Wednesday, January 23, 2013

Langston Hughes

Why Hughes is still important, popular, engaging, relevant, poetic, lovely, and great...

Just read The Weary Blues or listen to the version with music by Mingus. Or go to the National Portrait Gallery to see Winold Reiss' famous and fabulous portrait of Hughes: reflective, chin in hand, book open, the colors and lines of the portrait evoking the music and energy of the Harlem Renaissance. I wish Hughes had done the Inaugural Poem for Obama. Instead of empty emotionally manipulative patriotism (sorry Richard Blanco, I think you could have done better) Hughes would have inspired us and made us sway with his rhythms and his refusal to shy away from real content.
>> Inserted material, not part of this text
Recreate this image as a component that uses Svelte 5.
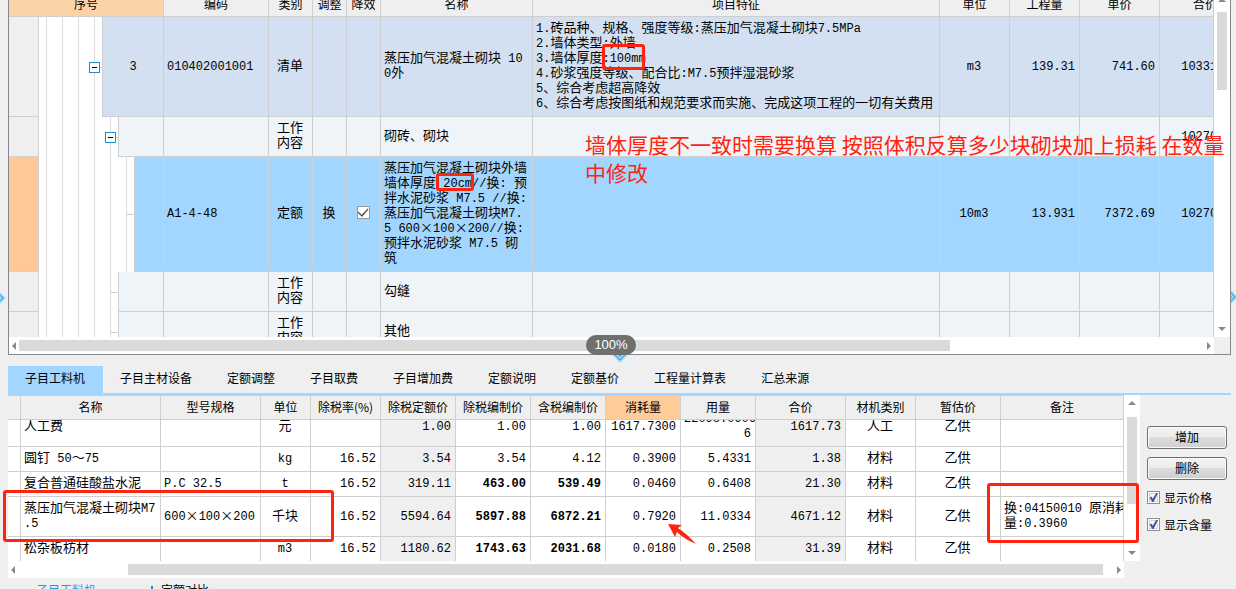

The way he could bring us in with music and call our attention to the details of real life for real people. The boogie-woogie rumbles its continuing dreams, always present but patient, subtle, clever, linguistically tuned, musically savvy, politically subversive, revolutionary, peaceful, engaging. In Dream Boogie the narrator tells us to listen closely...ain't you heard... the beats are rumbling the music is playing dreams may be deferred but they are not destroyed. We can talk about the sun and the mood all day long or we can listen closely, for the beat, and see what will come of it. If we are lucky, we can become a part of the making of all that continues to come next.